Transcribe the data in full and exactly, omitting any pictures.

>> Start

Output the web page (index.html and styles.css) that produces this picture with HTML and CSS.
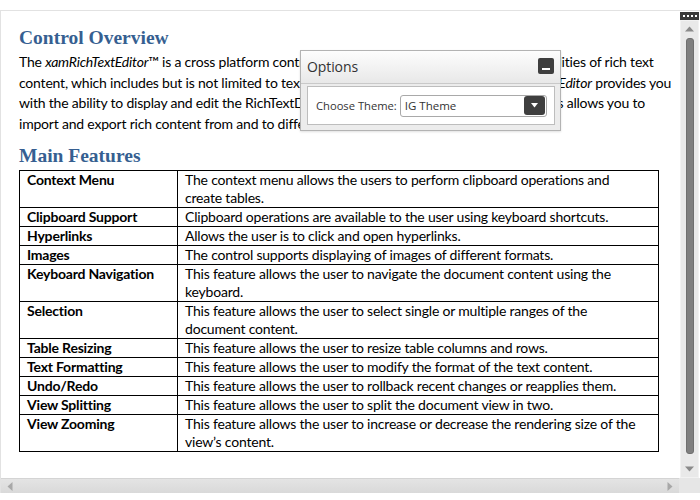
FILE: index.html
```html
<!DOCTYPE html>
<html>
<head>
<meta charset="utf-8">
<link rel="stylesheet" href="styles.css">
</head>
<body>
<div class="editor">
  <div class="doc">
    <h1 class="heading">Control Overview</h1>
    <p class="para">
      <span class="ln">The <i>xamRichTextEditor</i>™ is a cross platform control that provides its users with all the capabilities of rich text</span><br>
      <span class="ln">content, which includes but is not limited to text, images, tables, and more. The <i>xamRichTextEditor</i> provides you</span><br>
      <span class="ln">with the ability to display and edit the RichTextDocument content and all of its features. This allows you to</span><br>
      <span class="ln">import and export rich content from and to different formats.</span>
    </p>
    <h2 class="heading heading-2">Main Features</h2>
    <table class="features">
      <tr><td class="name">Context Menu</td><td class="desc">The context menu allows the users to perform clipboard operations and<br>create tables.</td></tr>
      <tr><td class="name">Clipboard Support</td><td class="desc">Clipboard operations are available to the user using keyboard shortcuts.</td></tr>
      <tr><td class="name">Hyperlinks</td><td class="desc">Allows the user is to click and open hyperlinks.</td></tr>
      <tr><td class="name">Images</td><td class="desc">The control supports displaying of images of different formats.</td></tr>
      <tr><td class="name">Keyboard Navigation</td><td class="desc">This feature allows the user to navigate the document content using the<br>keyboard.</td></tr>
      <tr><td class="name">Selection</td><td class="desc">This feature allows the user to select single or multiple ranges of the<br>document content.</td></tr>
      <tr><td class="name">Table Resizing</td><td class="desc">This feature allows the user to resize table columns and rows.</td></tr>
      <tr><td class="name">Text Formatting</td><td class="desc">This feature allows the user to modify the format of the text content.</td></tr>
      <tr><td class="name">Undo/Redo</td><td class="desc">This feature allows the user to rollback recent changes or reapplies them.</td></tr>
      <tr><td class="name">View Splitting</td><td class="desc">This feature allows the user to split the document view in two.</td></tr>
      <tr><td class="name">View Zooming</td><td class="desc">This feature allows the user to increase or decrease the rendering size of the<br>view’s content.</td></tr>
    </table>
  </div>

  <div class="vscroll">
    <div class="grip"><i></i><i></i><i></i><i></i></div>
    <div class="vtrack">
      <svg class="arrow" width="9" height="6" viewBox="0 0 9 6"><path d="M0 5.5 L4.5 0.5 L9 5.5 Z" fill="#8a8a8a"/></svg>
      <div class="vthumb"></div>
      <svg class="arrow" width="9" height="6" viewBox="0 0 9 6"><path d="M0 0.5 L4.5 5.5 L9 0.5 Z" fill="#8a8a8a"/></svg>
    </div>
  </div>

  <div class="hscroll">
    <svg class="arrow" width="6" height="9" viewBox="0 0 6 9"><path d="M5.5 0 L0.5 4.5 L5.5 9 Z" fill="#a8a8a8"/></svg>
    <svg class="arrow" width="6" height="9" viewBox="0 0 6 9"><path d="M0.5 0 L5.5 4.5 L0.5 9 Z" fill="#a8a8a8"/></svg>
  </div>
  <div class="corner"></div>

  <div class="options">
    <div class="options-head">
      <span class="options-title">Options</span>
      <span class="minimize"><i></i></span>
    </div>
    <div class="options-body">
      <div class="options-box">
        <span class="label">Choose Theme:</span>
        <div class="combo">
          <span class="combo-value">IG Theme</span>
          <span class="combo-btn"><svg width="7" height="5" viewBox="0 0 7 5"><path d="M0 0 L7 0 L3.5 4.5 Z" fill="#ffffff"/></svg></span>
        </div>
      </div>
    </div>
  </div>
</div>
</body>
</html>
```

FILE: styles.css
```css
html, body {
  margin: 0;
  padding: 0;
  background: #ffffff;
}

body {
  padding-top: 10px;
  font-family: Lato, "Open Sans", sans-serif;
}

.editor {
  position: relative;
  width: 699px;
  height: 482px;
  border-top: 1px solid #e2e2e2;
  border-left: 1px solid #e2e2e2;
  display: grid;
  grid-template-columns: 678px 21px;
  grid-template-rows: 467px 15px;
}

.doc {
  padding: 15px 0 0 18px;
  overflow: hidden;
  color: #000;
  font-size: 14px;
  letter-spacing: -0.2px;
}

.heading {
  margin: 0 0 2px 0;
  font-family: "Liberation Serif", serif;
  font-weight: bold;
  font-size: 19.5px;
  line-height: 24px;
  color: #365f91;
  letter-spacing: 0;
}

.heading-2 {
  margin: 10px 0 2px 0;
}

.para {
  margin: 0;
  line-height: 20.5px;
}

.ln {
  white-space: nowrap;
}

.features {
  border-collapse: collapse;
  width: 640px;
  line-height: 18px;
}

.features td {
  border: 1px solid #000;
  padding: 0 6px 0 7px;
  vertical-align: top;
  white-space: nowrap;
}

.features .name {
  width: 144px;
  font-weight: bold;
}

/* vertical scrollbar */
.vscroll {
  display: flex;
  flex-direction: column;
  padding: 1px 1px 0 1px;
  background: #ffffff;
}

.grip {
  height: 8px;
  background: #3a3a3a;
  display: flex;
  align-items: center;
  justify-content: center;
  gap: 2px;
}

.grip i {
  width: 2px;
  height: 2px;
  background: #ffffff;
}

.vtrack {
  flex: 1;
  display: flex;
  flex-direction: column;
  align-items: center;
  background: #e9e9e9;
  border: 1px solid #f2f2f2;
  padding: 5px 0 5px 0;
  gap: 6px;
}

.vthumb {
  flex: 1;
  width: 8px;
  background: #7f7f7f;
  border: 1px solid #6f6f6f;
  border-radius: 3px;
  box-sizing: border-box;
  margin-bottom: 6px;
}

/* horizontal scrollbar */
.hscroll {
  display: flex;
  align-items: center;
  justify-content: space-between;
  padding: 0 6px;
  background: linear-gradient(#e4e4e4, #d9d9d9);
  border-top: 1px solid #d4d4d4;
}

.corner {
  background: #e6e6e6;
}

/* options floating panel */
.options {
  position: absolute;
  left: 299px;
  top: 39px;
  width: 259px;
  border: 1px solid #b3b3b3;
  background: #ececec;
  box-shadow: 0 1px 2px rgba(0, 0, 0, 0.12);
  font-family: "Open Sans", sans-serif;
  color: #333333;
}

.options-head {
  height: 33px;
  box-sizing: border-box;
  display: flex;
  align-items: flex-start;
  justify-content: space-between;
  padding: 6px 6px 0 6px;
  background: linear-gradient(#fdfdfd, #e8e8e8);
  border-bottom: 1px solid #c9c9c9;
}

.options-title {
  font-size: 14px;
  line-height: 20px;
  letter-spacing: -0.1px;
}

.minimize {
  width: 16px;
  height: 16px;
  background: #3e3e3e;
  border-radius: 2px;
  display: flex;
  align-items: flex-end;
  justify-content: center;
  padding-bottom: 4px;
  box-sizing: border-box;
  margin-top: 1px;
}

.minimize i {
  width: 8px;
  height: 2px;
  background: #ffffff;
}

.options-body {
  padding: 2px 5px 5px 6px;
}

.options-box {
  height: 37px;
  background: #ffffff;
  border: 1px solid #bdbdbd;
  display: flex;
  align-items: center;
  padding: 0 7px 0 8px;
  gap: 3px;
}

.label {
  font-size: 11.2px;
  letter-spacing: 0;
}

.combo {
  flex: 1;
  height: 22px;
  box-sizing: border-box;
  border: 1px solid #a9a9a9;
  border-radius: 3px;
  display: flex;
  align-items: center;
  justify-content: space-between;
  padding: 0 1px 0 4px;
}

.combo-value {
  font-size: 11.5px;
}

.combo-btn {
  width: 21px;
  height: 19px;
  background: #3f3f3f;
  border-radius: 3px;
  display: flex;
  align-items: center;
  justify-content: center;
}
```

>> End

## OUTPUT
Output the web page (index.html and styles.css) that produces this picture with HTML and CSS.
FILE: index.html
```html
<!DOCTYPE html>
<html>
<head>
<meta charset="utf-8">
<link rel="stylesheet" href="styles.css">
</head>
<body>
<div class="editor">
  <div class="doc">
    <h1 class="heading">Control Overview</h1>
    <p class="para">
      <span class="ln">The <i>xamRichTextEditor</i>™ is a cross platform control that provides its users with all the capabilities of rich text</span><br>
      <span class="ln">content, which includes but is not limited to text, images, tables, and more. The <i>xamRichTextEditor</i> provides you</span><br>
      <span class="ln">with the ability to display and edit the RichTextDocument content and all of its features. This allows you to</span><br>
      <span class="ln">import and export rich content from and to different formats.</span>
    </p>
    <h2 class="heading heading-2">Main Features</h2>
    <table class="features">
      <tr><td class="name">Context Menu</td><td class="desc">The context menu allows the users to perform clipboard operations and<br>create tables.</td></tr>
      <tr><td class="name">Clipboard Support</td><td class="desc">Clipboard operations are available to the user using keyboard shortcuts.</td></tr>
      <tr><td class="name">Hyperlinks</td><td class="desc">Allows the user is to click and open hyperlinks.</td></tr>
      <tr><td class="name">Images</td><td class="desc">The control supports displaying of images of different formats.</td></tr>
      <tr><td class="name">Keyboard Navigation</td><td class="desc">This feature allows the user to navigate the document content using the<br>keyboard.</td></tr>
      <tr><td class="name">Selection</td><td class="desc">This feature allows the user to select single or multiple ranges of the<br>document content.</td></tr>
      <tr><td class="name">Table Resizing</td><td class="desc">This feature allows the user to resize table columns and rows.</td></tr>
      <tr><td class="name">Text Formatting</td><td class="desc">This feature allows the user to modify the format of the text content.</td></tr>
      <tr><td class="name">Undo/Redo</td><td class="desc">This feature allows the user to rollback recent changes or reapplies them.</td></tr>
      <tr><td class="name">View Splitting</td><td class="desc">This feature allows the user to split the document view in two.</td></tr>
      <tr><td class="name">View Zooming</td><td class="desc">This feature allows the user to increase or decrease the rendering size of the<br>view’s content.</td></tr>
    </table>
  </div>

  <div class="vscroll">
    <div class="grip"><i></i><i></i><i></i><i></i></div>
    <div class="vtrack">
      <svg class="arrow" width="9" height="6" viewBox="0 0 9 6"><path d="M0 5.5 L4.5 0.5 L9 5.5 Z" fill="#8a8a8a"/></svg>
      <div class="vthumb"></div>
      <svg class="arrow" width="9" height="6" viewBox="0 0 9 6"><path d="M0 0.5 L4.5 5.5 L9 0.5 Z" fill="#8a8a8a"/></svg>
    </div>
  </div>

  <div class="hscroll">
    <svg class="arrow" width="6" height="9" viewBox="0 0 6 9"><path d="M5.5 0 L0.5 4.5 L5.5 9 Z" fill="#a8a8a8"/></svg>
    <svg class="arrow" width="6" height="9" viewBox="0 0 6 9"><path d="M0.5 0 L5.5 4.5 L0.5 9 Z" fill="#a8a8a8"/></svg>
  </div>
  <div class="corner"></div>

  <div class="options">
    <div class="options-head">
      <span class="options-title">Options</span>
      <span class="minimize"><i></i></span>
    </div>
    <div class="options-body">
      <div class="options-box">
        <span class="label">Choose Theme:</span>
        <div class="combo">
          <span class="combo-value">IG Theme</span>
          <span class="combo-btn"><svg width="7" height="5" viewBox="0 0 7 5"><path d="M0 0 L7 0 L3.5 4.5 Z" fill="#ffffff"/></svg></span>
        </div>
      </div>
    </div>
  </div>
</div>
</body>
</html>
```

FILE: styles.css
```css
html, body {
  margin: 0;
  padding: 0;
  background: #ffffff;
}

body {
  padding-top: 10px;
  font-family: Lato, "Open Sans", sans-serif;
}

.editor {
  position: relative;
  width: 699px;
  height: 482px;
  border-top: 1px solid #e2e2e2;
  border-left: 1px solid #e2e2e2;
  display: grid;
  grid-template-columns: 678px 21px;
  grid-template-rows: 467px 15px;
}

.doc {
  padding: 15px 0 0 18px;
  overflow: hidden;
  color: #000;
  font-size: 14px;
  letter-spacing: -0.2px;
}

.heading {
  margin: 0 0 2px 0;
  font-family: "Liberation Serif", serif;
  font-weight: bold;
  font-size: 19.5px;
  line-height: 24px;
  color: #365f91;
  letter-spacing: 0;
}

.heading-2 {
  margin: 10px 0 2px 0;
}

.para {
  margin: 0;
  line-height: 20.5px;
}

.ln {
  white-space: nowrap;
}

.features {
  border-collapse: collapse;
  width: 640px;
  line-height: 18px;
}

.features td {
  border: 1px solid #000;
  padding: 0 6px 0 7px;
  vertical-align: top;
  white-space: nowrap;
}

.features .name {
  width: 144px;
  font-weight: bold;
}

/* vertical scrollbar */
.vscroll {
  display: flex;
  flex-direction: column;
  padding: 1px 1px 0 1px;
  background: #ffffff;
}

.grip {
  height: 8px;
  background: #3a3a3a;
  display: flex;
  align-items: center;
  justify-content: center;
  gap: 2px;
}

.grip i {
  width: 2px;
  height: 2px;
  background: #ffffff;
}

.vtrack {
  flex: 1;
  display: flex;
  flex-direction: column;
  align-items: center;
  background: #e9e9e9;
  border: 1px solid #f2f2f2;
  padding: 5px 0 5px 0;
  gap: 6px;
}

.vthumb {
  flex: 1;
  width: 8px;
  background: #7f7f7f;
  border: 1px solid #6f6f6f;
  border-radius: 3px;
  box-sizing: border-box;
  margin-bottom: 6px;
}

/* horizontal scrollbar */
.hscroll {
  display: flex;
  align-items: center;
  justify-content: space-between;
  padding: 0 6px;
  background: linear-gradient(#e4e4e4, #d9d9d9);
  border-top: 1px solid #d4d4d4;
}

.corner {
  background: #e6e6e6;
}

/* options floating panel */
.options {
  position: absolute;
  left: 299px;
  top: 39px;
  width: 259px;
  border: 1px solid #b3b3b3;
  background: #ececec;
  box-shadow: 0 1px 2px rgba(0, 0, 0, 0.12);
  font-family: "Open Sans", sans-serif;
  color: #333333;
}

.options-head {
  height: 33px;
  box-sizing: border-box;
  display: flex;
  align-items: flex-start;
  justify-content: space-between;
  padding: 6px 6px 0 6px;
  background: linear-gradient(#fdfdfd, #e8e8e8);
  border-bottom: 1px solid #c9c9c9;
}

.options-title {
  font-size: 14px;
  line-height: 20px;
  letter-spacing: -0.1px;
}

.minimize {
  width: 16px;
  height: 16px;
  background: #3e3e3e;
  border-radius: 2px;
  display: flex;
  align-items: flex-end;
  justify-content: center;
  padding-bottom: 4px;
  box-sizing: border-box;
  margin-top: 1px;
}

.minimize i {
  width: 8px;
  height: 2px;
  background: #ffffff;
}

.options-body {
  padding: 2px 5px 5px 6px;
}

.options-box {
  height: 37px;
  background: #ffffff;
  border: 1px solid #bdbdbd;
  display: flex;
  align-items: center;
  padding: 0 7px 0 8px;
  gap: 3px;
}

.label {
  font-size: 11.2px;
  letter-spacing: 0;
}

.combo {
  flex: 1;
  height: 22px;
  box-sizing: border-box;
  border: 1px solid #a9a9a9;
  border-radius: 3px;
  display: flex;
  align-items: center;
  justify-content: space-between;
  padding: 0 1px 0 4px;
}

.combo-value {
  font-size: 11.5px;
}

.combo-btn {
  width: 21px;
  height: 19px;
  background: #3f3f3f;
  border-radius: 3px;
  display: flex;
  align-items: center;
  justify-content: center;
}
```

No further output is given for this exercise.